Sumgato wrote: To each point of $\mathbb{Z}^3$ we assign one of $p$ colors. Prove that there exists a rectangular parallelepiped with all its vertices in $\mathbb{Z}^3$ and of the same color. Is it full statement of problem? If not, post full problem please.

Brian_math wrote: Is it full statement of problem? If not, post full problem please. Why would you think it is not the full statement? It seems like a perfectly reasonable problem to me...
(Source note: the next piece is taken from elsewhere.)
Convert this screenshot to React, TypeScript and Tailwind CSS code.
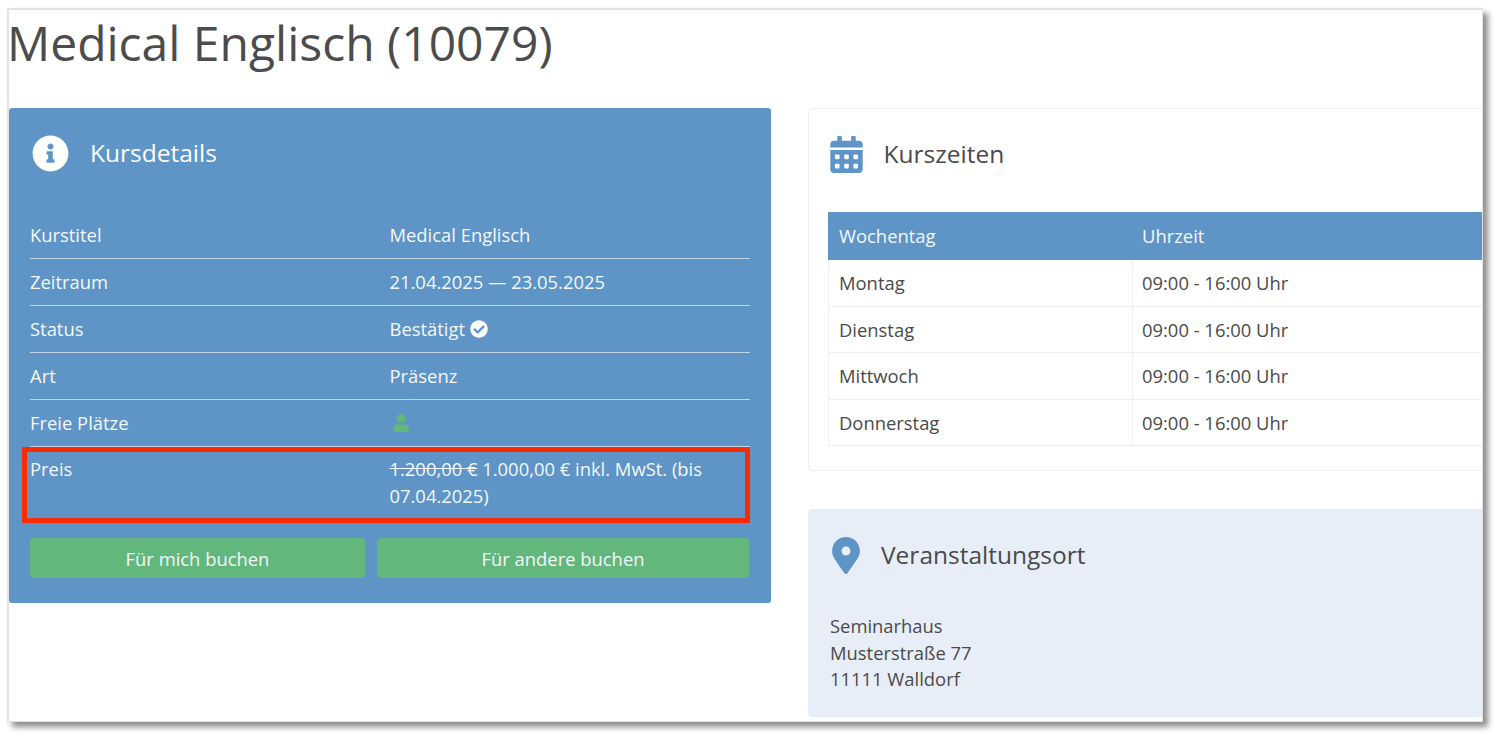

Claim 1: Every 2d rectangle of dimensions $(p+1)\;\times\; p{p+1\choose 2}+1$ contains a chromatic subrectangle. Proof: PHP ensures that every column has a chromatic pair, also by PHP we have the same pair(row-wise) in at least $p+1$ columns, as we have $p$ colours we have at leats two chromatic pairs in the same rows and different columns and they form a chromatic rectangle. Claim 2: Every rectangular parallelepiped of dimensions $(p+1)\; \times\; p{p+1\choose 2}+1 \; \times\; p{p+1\choose 2} {p{p+1\choose 2}+1 \choose 2}+1$ contains a chromatic rectangular parallelepiped. Proof: By the claim 1 we have a chromatic rectangle in every $xy$-plane, by PHP we have the same quartet($xy$-plane-wise) in at least $(p+1)$ $xy$-planes, as we have $p$ colours we have at leats two chromatic quartets in different $xy$-planes and they form a chromatic rectangular parallelepiped.